What Has the Government Done to Our Cars

The modern car is an abomination. These once glorious machines have been covered in so many needless hoses, cords, sensors, and plastic shields that a man cannot just open his hood and look at his engine. They are full of other invasive features due to persistent regulatory creep combined with the desire to find ways to charge more for every model. The primary culprits are gas and emissions requirements—based on the hypocritical desire to constantly harangue us about energy use—and the competing demand that cars become ever safer typified by insane government initiatives to get down to zero traffic deaths.
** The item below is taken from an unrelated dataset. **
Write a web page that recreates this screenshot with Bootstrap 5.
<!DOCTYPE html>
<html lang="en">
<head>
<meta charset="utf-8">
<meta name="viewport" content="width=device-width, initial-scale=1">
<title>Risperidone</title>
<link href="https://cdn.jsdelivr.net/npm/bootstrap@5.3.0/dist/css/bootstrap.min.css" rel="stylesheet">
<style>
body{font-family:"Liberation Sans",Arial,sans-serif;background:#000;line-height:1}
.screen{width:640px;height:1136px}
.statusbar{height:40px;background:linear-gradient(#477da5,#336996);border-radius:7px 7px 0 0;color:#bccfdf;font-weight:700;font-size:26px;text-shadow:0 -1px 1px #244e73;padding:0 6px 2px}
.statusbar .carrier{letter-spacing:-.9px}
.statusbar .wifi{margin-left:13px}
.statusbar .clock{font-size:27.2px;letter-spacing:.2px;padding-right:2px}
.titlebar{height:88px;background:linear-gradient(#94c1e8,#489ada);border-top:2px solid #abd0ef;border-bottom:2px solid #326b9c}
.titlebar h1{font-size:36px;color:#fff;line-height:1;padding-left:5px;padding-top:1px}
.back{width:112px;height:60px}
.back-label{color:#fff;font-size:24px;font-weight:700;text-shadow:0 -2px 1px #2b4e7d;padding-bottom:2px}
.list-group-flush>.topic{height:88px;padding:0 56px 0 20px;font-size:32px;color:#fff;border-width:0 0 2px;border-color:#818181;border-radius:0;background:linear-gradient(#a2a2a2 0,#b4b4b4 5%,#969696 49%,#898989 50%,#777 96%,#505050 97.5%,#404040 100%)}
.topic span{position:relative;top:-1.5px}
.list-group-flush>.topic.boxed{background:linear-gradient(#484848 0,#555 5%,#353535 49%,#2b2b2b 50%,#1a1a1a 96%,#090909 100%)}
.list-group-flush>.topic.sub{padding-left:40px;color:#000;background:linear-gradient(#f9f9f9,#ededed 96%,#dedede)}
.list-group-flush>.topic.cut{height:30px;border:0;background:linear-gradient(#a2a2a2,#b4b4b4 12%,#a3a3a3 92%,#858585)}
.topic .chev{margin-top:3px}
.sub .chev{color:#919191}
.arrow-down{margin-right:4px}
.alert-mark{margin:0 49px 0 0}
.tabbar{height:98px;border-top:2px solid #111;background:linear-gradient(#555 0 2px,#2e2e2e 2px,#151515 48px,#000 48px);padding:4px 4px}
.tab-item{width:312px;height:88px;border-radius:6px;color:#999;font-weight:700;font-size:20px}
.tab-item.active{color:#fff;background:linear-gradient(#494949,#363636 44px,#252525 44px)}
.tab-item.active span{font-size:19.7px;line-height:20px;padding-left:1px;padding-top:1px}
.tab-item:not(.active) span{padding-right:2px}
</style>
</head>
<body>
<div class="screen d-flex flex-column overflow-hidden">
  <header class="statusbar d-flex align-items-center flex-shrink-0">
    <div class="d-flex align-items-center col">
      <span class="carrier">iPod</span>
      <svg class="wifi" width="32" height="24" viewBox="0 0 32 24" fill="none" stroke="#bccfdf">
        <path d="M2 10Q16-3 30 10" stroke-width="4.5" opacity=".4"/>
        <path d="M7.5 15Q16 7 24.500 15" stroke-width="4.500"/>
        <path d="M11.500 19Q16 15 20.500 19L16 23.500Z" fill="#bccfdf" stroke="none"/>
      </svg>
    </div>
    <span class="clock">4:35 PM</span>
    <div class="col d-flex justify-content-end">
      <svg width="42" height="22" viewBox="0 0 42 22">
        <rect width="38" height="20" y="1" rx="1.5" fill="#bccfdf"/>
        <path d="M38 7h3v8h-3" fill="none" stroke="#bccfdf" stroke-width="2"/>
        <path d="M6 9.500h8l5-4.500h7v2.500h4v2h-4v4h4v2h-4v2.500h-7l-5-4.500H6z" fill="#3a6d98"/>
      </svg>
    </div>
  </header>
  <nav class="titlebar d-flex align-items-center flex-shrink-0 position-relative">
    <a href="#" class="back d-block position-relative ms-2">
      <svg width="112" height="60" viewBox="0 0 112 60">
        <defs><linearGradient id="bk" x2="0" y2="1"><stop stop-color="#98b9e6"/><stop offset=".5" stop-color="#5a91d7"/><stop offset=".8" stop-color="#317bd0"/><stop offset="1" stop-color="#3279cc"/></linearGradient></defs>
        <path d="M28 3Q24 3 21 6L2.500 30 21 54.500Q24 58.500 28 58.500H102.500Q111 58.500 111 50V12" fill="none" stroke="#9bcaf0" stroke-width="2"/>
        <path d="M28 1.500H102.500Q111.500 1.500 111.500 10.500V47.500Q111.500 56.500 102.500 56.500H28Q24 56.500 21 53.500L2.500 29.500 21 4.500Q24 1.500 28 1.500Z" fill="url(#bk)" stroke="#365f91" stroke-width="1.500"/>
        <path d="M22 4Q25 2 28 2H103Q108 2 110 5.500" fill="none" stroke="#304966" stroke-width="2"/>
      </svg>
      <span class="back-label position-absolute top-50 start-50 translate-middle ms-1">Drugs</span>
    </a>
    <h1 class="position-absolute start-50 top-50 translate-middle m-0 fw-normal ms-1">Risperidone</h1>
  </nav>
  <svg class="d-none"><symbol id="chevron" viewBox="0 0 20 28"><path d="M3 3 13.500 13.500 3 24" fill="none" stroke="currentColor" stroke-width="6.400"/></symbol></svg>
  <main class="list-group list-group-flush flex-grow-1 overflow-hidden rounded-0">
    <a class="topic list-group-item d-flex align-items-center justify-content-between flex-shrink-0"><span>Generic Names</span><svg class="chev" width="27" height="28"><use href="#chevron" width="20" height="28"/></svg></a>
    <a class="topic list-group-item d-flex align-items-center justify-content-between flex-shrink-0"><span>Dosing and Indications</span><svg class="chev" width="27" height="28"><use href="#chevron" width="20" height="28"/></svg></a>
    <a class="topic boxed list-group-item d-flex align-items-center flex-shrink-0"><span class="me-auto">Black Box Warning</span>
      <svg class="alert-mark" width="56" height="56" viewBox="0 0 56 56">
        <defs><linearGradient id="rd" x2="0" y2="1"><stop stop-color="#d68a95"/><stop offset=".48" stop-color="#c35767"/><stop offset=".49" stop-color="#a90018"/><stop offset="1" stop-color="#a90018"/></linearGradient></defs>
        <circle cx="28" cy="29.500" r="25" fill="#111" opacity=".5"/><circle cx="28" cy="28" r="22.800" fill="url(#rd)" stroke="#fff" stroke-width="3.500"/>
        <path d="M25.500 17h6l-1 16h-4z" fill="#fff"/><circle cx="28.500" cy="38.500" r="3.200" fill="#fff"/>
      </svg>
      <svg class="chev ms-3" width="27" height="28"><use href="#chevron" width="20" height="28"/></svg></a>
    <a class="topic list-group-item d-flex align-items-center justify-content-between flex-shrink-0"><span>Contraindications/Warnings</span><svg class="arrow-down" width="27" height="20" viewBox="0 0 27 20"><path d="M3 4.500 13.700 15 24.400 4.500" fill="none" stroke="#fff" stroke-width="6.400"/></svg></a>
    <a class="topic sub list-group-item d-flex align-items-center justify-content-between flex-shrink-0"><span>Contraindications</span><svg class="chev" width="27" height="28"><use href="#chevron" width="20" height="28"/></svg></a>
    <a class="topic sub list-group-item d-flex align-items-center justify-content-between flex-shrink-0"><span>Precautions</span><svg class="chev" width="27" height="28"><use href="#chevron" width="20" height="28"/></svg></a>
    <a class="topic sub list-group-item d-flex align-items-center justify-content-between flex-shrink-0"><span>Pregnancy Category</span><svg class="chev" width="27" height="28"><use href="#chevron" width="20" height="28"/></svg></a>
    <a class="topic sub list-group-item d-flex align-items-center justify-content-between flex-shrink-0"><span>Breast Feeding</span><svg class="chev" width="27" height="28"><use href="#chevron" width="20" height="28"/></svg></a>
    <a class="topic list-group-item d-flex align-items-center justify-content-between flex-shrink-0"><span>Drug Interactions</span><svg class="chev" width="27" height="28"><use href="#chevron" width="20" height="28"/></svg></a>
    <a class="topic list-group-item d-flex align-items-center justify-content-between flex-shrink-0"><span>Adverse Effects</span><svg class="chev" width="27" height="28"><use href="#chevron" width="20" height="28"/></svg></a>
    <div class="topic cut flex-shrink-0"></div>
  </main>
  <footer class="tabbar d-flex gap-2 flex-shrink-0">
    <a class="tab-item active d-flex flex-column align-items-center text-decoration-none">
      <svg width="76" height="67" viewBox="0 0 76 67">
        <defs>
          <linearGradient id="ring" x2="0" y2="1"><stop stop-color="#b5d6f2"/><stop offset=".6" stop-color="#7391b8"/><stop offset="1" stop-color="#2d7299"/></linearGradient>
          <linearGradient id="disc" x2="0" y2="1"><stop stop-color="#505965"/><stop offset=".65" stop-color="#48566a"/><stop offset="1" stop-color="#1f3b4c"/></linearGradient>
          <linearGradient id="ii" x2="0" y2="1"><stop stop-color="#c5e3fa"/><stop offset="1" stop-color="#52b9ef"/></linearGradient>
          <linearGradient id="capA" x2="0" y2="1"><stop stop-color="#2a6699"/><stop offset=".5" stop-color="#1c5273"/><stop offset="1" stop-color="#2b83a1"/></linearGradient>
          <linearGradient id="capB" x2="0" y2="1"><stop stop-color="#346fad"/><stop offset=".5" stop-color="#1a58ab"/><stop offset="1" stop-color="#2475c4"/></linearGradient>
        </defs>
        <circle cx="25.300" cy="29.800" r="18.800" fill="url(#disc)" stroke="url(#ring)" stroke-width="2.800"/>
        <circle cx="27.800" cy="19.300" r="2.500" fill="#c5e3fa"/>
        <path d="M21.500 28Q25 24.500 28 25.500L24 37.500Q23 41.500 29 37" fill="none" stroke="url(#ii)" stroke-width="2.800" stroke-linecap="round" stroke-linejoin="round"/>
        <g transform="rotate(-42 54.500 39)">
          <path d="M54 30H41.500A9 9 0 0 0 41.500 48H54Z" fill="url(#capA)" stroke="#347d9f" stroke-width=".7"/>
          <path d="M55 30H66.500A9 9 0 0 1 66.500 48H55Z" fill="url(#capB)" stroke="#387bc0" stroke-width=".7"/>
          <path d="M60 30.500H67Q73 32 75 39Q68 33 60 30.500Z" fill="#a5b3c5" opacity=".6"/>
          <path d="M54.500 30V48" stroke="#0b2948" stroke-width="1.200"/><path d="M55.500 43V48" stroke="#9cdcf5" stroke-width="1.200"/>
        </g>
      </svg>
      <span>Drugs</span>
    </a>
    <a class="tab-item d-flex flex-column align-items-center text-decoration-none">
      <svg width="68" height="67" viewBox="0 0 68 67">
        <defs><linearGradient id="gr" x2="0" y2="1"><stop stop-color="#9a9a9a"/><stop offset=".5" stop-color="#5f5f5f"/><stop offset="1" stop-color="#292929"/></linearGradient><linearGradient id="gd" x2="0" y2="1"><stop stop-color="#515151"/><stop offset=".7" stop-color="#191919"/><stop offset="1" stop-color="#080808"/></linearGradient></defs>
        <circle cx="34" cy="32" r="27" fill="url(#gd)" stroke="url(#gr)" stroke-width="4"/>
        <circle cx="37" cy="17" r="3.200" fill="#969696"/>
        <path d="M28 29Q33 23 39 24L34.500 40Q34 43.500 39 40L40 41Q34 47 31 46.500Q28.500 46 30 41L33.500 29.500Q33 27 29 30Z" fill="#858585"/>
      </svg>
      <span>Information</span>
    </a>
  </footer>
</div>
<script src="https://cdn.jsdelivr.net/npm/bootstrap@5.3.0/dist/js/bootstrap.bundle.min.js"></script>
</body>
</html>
The root of the problem is that the best way to get better gas mileage is to make cars lighter, while the best way to make cars safer is to have heavy frames. Thus, cars have been filled with devices seeking to square this circle which inevitably make the cars more expensive and harder to work on. On top of this, cars constantly become more “online” in nightmarish ways and thus easier for the government or other malicious actors to track, hack, and disable. Unless something changes, for the paranoid and curmudgeonly among us, the only solution will be to adopt an ethos like the Cubans and keep pre-2010 cars running for the rest of our lives.
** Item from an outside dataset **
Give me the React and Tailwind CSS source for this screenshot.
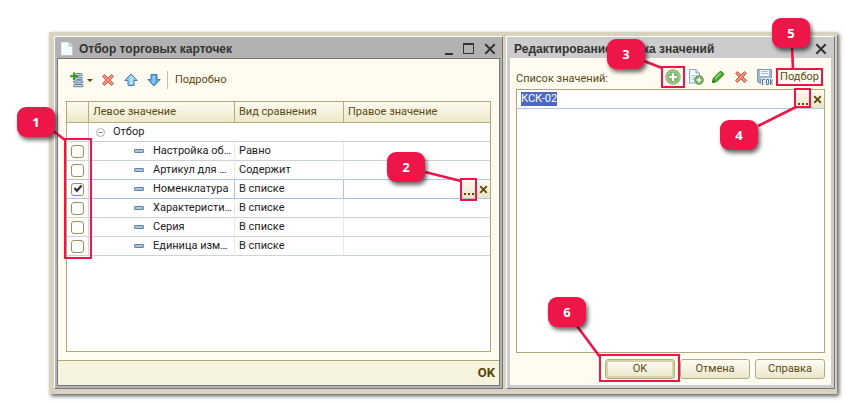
import React, { useState } from "react";

const ROWS = [
  { id: "setting", name: "Настройка об…", compare: "Равно" },
  { id: "article", name: "Артикул для …", compare: "Содержит" },
  { id: "nomenclature", name: "Номенклатура", compare: "В списке" },
  { id: "feature", name: "Характеристи…", compare: "В списке" },
  { id: "series", name: "Серия", compare: "В списке" },
  { id: "unit", name: "Единица изм…", compare: "В списке" },
];

// Numbered badge with a leader line and a frame around its parent.
// line is [x1, y1, x2, y2], counted from the top left corner of the frame
const Callout = ({ number, frame, badge, line }) => (
  <span className={`pointer-events-none absolute z-20 border-2 border-[#ee1549] ${frame}`}>
    <svg className="absolute -top-0.5 -left-0.5 overflow-visible" width="1" height="1" aria-hidden="true">
      <line x1={line[0]} y1={line[1]} x2={line[2]} y2={line[3]} stroke="#ee1549" strokeWidth="2.6" />
    </svg>
    <span
      className={`absolute flex h-[30px] w-[38px] items-center justify-center rounded-[9px] bg-[#ee1549] font-['Open_Sans',sans-serif] text-[13px] font-bold text-white shadow-[2px_3px_4px_rgba(0,0,0,0.6)] ${badge}`}
    >
      {number}
    </span>
  </span>
);

const CrossIcon = () => (
  <svg width="14" height="14" viewBox="0 0 14 14" aria-hidden="true">
    <path d="M1.500 3.500 3.500 1.500 7 5 10.500 1.500 12.500 3.500 9 7 12.500 10.500 10.500 12.500 7 9 3.500 12.500 1.500 10.500 5 7Z" fill="#f58a78" stroke="#d0604f" strokeWidth="1" strokeLinejoin="round" />
  </svg>
);

const PageIcon = () => (
  <svg width="12" height="14" viewBox="0 0 12 14" aria-hidden="true">
    <path d="M.5.5h7.5l3.5 3.5v9.500H.5z" fill="#f6fbff" stroke="#dfeaf3" />
    <path d="M8 .5V4h3.500" fill="#c6dced" stroke="#8fb1cb" strokeWidth=".8" />
    <path d="M.5 13.500h11V4" fill="none" stroke="#a3bfd4" strokeWidth=".8" />
  </svg>
);

const AddRowIcon = () => (
  <svg width="14" height="16" viewBox="0 0 14 16" aria-hidden="true">
    <g fill="#c3d6e4" stroke="#56768f" strokeWidth=".9">
      <rect x="5.500" y="1.500" width="7" height="2.200" rx="1" />
      <rect x="5.500" y="5.200" width="7" height="2.200" rx="1" />
      <rect x="3.500" y="8.800" width="9.500" height="2.200" rx="1" />
      <rect x="3.500" y="12.500" width="9.500" height="2.200" rx="1" />
    </g>
    <path d="M4 .5v7.500M0 4.200h8" stroke="#3a9a20" strokeWidth="2" />
  </svg>
);

const ArrowIcon = ({ down }) => (
  <svg width="14" height="14" viewBox="0 0 14 14" aria-hidden="true">
    <g transform={down ? "rotate(180 7 7)" : undefined}>
      <path d="M7 1 13.200 7.500H10v5H4v-5H.8Z" fill={down ? "#5fa9e0" : "#8fcbf2"} stroke="#477da8" strokeLinejoin="round" />
      <path d="M7 2.800 10 6H8.500v5.200H6V6Z" fill={down ? "#8fc8ef" : "#bfe3fa"} />
    </g>
  </svg>
);

const PlusCircleIcon = () => (
  <svg width="16" height="16" viewBox="0 0 16 16" aria-hidden="true">
    <circle cx="8" cy="8" r="7.200" fill="#7fba67" stroke="#7f9f78" />
    <circle cx="8" cy="8" r="6.200" fill="none" stroke="#b5dba5" />
    <path d="M8 4v8M4 8h8" stroke="#fff" strokeWidth="2.200" />
  </svg>
);

const AddPageIcon = () => (
  <svg width="16" height="16" viewBox="0 0 16 16" aria-hidden="true">
    <path d="M1.500.5H8L11.500 4v10h-10z" fill="#f4f9fc" stroke="#8ca9bd" />
    <path d="M8 .5V4h3.500" fill="#d2e2ed" stroke="#8ca9bd" />
    <path d="M3.500 6.500h6M3.500 8.500h4M3.500 10.500h3" stroke="#b5c9d6" />
    <circle cx="11" cy="11" r="4.300" fill="#74b060" stroke="#6a9660" />
    <path d="M11 8.500v5M8.500 11h5" stroke="#fff" strokeWidth="1.600" />
  </svg>
);

const PencilIcon = () => (
  <svg width="14" height="14" viewBox="0 0 14 14" aria-hidden="true">
    <path d="M1.500 12.500 2.300 8.200 8.800 1.800Q9.800 1 10.800 1.900L12.300 3.400Q13 4.200 12.300 5L5.800 11.600Z" fill="#45b026" stroke="#2e7f1b" strokeLinejoin="round" />
    <path d="M4.200 8.700 9.800 3.100" stroke="#a4e28a" strokeWidth="1.200" />
    <path d="m1.500 12.500.6-2.300 1.700 1.700Z" fill="#1f4f12" />
  </svg>
);

const SaveIcon = () => (
  <svg width="16" height="16" viewBox="0 0 16 16" aria-hidden="true">
    <path d="M.5.5h14v13.500H2L.5 12.500z" fill="#9db8cc" stroke="#7a99b0" />
    <rect x="3" y="1" width="9" height="6" fill="#f4f8fb" />
    <path d="M4 2.500h7M4 4.500h7" stroke="#a8bfcf" />
    <path d="M3 9h13v7H3z" fill="#e6edf2" />
    <path d="M3.500 9.500v5" stroke="#7a99b0" />
    <path d="M5.500 16v-5.500H8M9.500 10.500h2v5h-2zM13.500 10v6M16 10.500l-2 2.500 2 2.500" fill="none" stroke="#5a7990" />
  </svg>
);

const SmallCross = () => (
  <svg width="9" height="9" viewBox="0 0 9 9" aria-hidden="true">
    <path d="m1.200 1.200 6.600 6.600M7.800 1.200 1.200 7.800" stroke="#5e4a08" strokeWidth="1.900" />
  </svg>
);

const CloseIcon = () => (
  <svg width="12" height="12" viewBox="0 0 12 12" aria-hidden="true">
    <path d="m1.300 1.300 9.400 9.400M10.700 1.300l-9.400 9.400" stroke="#333" strokeWidth="2" />
  </svg>
);

const FieldButtons = ({ callout }) => (
  <span className="flex h-[18px] shrink-0 bg-linear-to-b from-[#fcfbf0] to-[#e9e5c8] text-[#5e4a08]">
    <span className="relative flex">
      <button type="button" aria-label="Выбрать" className="flex w-[15px] items-end justify-center">
        <svg width="10" height="5" viewBox="0 0 10 5" aria-hidden="true">
          <path d="M0 0h2v2H0zM4 0h2v2H4zM8 0h2v2H8z" fill="#5e4a08" />
        </svg>
      </button>
      {callout}
    </span>
    <button type="button" aria-label="Очистить" className="flex w-[14px] items-center justify-center">
      <SmallCross />
    </button>
  </span>
);

const FilterRow = ({ row, first, active, beforeActive, checked, onToggle, onSelect }) => {
  const line = active || beforeActive ? "border-b-[#a9c6ea]" : "border-b-[#ccd3d3]";
  return (
    <tr onClick={onSelect} className="h-[19px]">
      <td className={`relative border-r border-b border-r-[#d5d9d9] p-0 ${line}`}>
        <input
          type="checkbox"
          aria-label={row.name}
          checked={checked}
          onChange={onToggle}
          className="peer mx-auto block size-[13px] appearance-none rounded-[3px] border border-[#9c905c] bg-white"
        />
        <svg className="pointer-events-none absolute top-[4px] left-[6px] hidden peer-checked:block" width="10" height="9" viewBox="0 0 10 9" aria-hidden="true">
          <path d="M1.500 4 4 6.800 8.500 1.500" fill="none" stroke="#333" strokeWidth="2.200" />
        </svg>
        {first && (
          <Callout number="1" frame="-top-1 -left-[3px] h-[121px] w-7" badge="-top-[33px] -left-[49px]" line={[-12, -8, 1, 2]} />
        )}
      </td>
      <td className={`border-r border-b p-0 ${line} ${active ? "border-r-[#a9c6ea]" : "border-r-[#e9ebeb]"}`}>
        <div className="flex items-center pl-[45px]">
          <span className="h-1 w-[10px] shrink-0 rounded-[1px] border border-[#5d87a3] bg-[#a6c6d9]" />
          <span className="ml-[9px] whitespace-nowrap">{row.name}</span>
        </div>
      </td>
      <td className={`border-r border-b py-0 pl-1 ${line} ${active ? "border-r-[#a9c6ea]" : "border-r-[#e9ebeb]"}`}>{row.compare}</td>
      <td className={`border-b p-0 ${line}`}>
        {active && (
          <div className="flex justify-end">
            <FieldButtons
              callout={<Callout number="2" frame="-top-0.5 -left-px h-[23px] w-[17px]" badge="-top-7 -left-[75px]" line={[-35, -6, 1, 3]} />}
            />
          </div>
        )}
      </td>
    </tr>
  );
};

const FilterWindow = () => {
  const [checked, setChecked] = useState({ nomenclature: true });
  const [active, setActive] = useState("nomenclature");
  const activeIndex = ROWS.findIndex((r) => r.id === active);
  const headCell = "border-r border-b border-[#b5ad80] py-0 pl-1 text-left font-normal last:border-r-0";

  return (
    <section className="flex min-w-0 flex-[443] flex-col border border-t-white border-r-[#777] border-b-[#777] border-l-white bg-[#b2b2b2] px-0.5 pb-0.5">
      <header className="flex h-[21px] items-center pt-0.5 pr-1 pl-1">
        <PageIcon />
        <h1 className="ml-1.5 flex-1 font-['Liberation_Sans',Arial,sans-serif] text-[12px] font-bold text-[#333]">Отбор торговых карточек</h1>
        <div className="flex items-center gap-[10px]">
          <button type="button" aria-label="Свернуть" className="flex h-3 w-2 items-end">
            <span className="h-0.5 w-2 bg-[#333]" />
          </button>
          <button type="button" aria-label="Развернуть" className="size-[11px] border border-t-2 border-[#333]" />
          <button type="button" aria-label="Закрыть"><CloseIcon /></button>
        </div>
      </header>

      <div className="flex flex-1 flex-col border border-[#777] bg-[#fffbf0]">
        <div className="flex h-[42px] items-center pl-3 text-[#5a4b16]">
          <button type="button" aria-label="Добавить" className="flex items-center gap-[3px]">
            <AddRowIcon />
            <svg width="6" height="3" viewBox="0 0 6 3" aria-hidden="true"><path d="M0 0h6L3 3z" fill="#5e4a08" /></svg>
          </button>
          <button type="button" aria-label="Удалить" className="ml-2"><CrossIcon /></button>
          <button type="button" aria-label="Вверх" className="ml-[9px]"><ArrowIcon /></button>
          <button type="button" aria-label="Вниз" className="ml-[9px]"><ArrowIcon down /></button>
          <span className="ml-1.5 h-[18px] w-px bg-[#c9c19a]" />
          <button type="button" className="ml-[7px]">Подробно</button>
        </div>

        <div className="mx-2 flex-1 border border-[#b0a878] bg-white">
          <table className="w-full table-fixed border-separate border-spacing-0 leading-[18px] text-[#222]">
            <colgroup>
              <col className="w-[22px]" />
              <col className="w-[146px]" />
              <col className="w-[109px]" />
              <col />
            </colgroup>
            <thead>
              <tr className="h-[21px] bg-linear-to-b from-[#fcfaf0] to-[#ece7c8] text-[#5a4b16]">
                <th className={headCell} aria-label="Использование" />
                <th className={headCell}>Левое значение</th>
                <th className={headCell}>Вид сравнения</th>
                <th className={headCell}>Правое значение</th>
              </tr>
            </thead>
            <tbody>
              <tr className="h-[19px]">
                <td className="border-r border-b border-[#ccd3d3] p-0" />
                <td colSpan={3} className="border-b border-[#ccd3d3] p-0">
                  <div className="flex items-center pl-[7px]">
                    <svg width="9" height="9" viewBox="0 0 9 9" aria-hidden="true">
                      <circle cx="4.500" cy="4.500" r="4" fill="#fff" stroke="#aaa" />
                      <path d="M2.500 4.500h4" stroke="#777" />
                    </svg>
                    <span className="ml-2">Отбор</span>
                  </div>
                </td>
              </tr>
              {ROWS.map((row, i) => (
                <FilterRow
                  key={row.id}
                  row={row}
                  first={i === 0}
                  active={row.id === active}
                  beforeActive={i === activeIndex - 1}
                  checked={!!checked[row.id]}
                  onToggle={() => setChecked({ ...checked, [row.id]: !checked[row.id] })}
                  onSelect={() => setActive(row.id)}
                />
              ))}
            </tbody>
          </table>
        </div>

        <footer className="mt-2 flex h-[25px] items-center justify-end border-t border-[#b0a878] bg-[#f5f2dd] pr-1">
          <button type="button" className="text-[13px] font-bold text-[#5a4205]">OK</button>
        </footer>
      </div>
    </section>
  );
};

const ValueListWindow = () => {
  const [value, setValue] = useState("КСК-02");
  const dialogButton = "h-5 w-full rounded-[3px] border border-[#b5ad80] bg-linear-to-b from-[#fdfcf3] to-[#ebe7cb]";

  return (
    <section className="flex min-w-0 flex-[321] flex-col border border-t-white border-r-[#777] border-b-[#777] border-l-white bg-[#ccc] px-[3px] pb-[3px]">
      <header className="flex h-[21px] items-center pt-0.5 pr-1 pl-1">
        <h2 className="flex-1 font-['Liberation_Sans',Arial,sans-serif] text-[12px] font-bold whitespace-nowrap text-[#333]">Редактирование списка значений</h2>
        <button type="button" aria-label="Закрыть"><CloseIcon /></button>
      </header>

      <div className="flex flex-1 flex-col bg-[#fffbf0] px-1.5 pb-1.5 text-[#5a4b16]">
        <div className="flex h-[31px] items-center pt-1.5">
          <label htmlFor="value" className="flex-1 pt-1">Список значений:</label>
          <div className="flex items-center gap-[7px] pr-0.5">
            <span className="relative flex">
              <button type="button" aria-label="Добавить"><PlusCircleIcon /></button>
              <Callout number="3" frame="-top-[3px] -left-1 h-[22px] w-6" badge="-top-[29px] -left-14" line={[-17, -5, 1, 2]} />
            </span>
            <button type="button" aria-label="Добавить новый"><AddPageIcon /></button>
            <button type="button" aria-label="Изменить"><PencilIcon /></button>
            <button type="button" aria-label="Удалить" className="ml-0.5"><CrossIcon /></button>
            <button type="button" aria-label="Сохранить" className="ml-0.5"><SaveIcon /></button>
            <span className="relative -ml-1 flex w-[47px] justify-center">
              <button type="button">Подбор</button>
              <Callout number="5" frame="inset-x-0 -top-px h-[18px]" badge="-top-[52px] -left-1.5" line={[16, -21, 17, 1]} />
            </span>
          </div>
        </div>

        <div className="flex-1 border border-[#b0a878] bg-white">
          <div className="flex h-[19px] border-b border-[#a9c6ea]">
            <span className="flex min-w-0 flex-1 items-center pl-1">
              <input
                id="value"
                type="text"
                value={value}
                onChange={(e) => setValue(e.target.value)}
                className="field-sizing-content h-[14px] bg-[#4d68c4] text-white outline-none"
              />
            </span>
            <FieldButtons
              callout={<Callout number="4" frame="-top-0.5 -left-px h-5 w-[17px]" badge="top-[30px] -left-[76px]" line={[-36, 38, 2, 19]} />}
            />
          </div>
        </div>

        <div className="mt-1.5 flex justify-end gap-[5px]">
          <div className="relative w-[70px]">
            <button type="button" className={`${dialogButton} shadow-[inset_0_0_0_2px_#d9d2a8]`}>OK</button>
            <Callout number="6" frame="-top-[5px] -left-1.5 h-7 w-[81px]" badge="-top-[59px] -left-[53px]" line={[-22, -28, 1, 3]} />
          </div>
          <div className="w-[70px]"><button type="button" className={dialogButton}>Отмена</button></div>
          <div className="w-[70px]"><button type="button" className={dialogButton}>Справка</button></div>
        </div>
      </div>
    </section>
  );
};

const App = () => (
  <main className="flex min-h-screen bg-white pt-8 pr-[9px] pb-[9px] pl-[49px] font-['Roboto',sans-serif] text-[11px] leading-4">
    <div className="flex min-w-0 flex-1 gap-[3px] bg-[#d8d3bf] pt-1 pr-0.5 pb-[5px] pl-[5px] shadow-[2px_2px_4px_rgba(0,0,0,0.65)]">
      <FilterWindow />
      <ValueListWindow />
    </div>
  </main>
);

export default App;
There is an internet meme that says something like, “Cars manuals used to tell you how to adjust valve lashes and now they tell you to not drink antifreeze.” While I don’t doubt the average American man has less skill at car repair than he did forty years ago, this has more to do with the cars than it does with us: cars that have that in the manual were designed to be user-serviceable. The car is supposed to be a great symbol of liberty and independence in America, but now cars have been designed in such a way that make you wholly dependent on others to keep them running, while being loaded up with new things to break. It is true that some features are popular and that people like good gas mileage, but consumers have also been given few choices as auto companies have been required to include endless add-ons. Plenty of old little cars get better gas mileage than modern SUVs, itself a category invented to skirt gas mileage regulations. Further, many safety features do not make cars meaningfully safer because most deadly car accidents are caused by catastrophic operator error and are not remediated by a myriad of minor features. What they instead do is make cars more annoying.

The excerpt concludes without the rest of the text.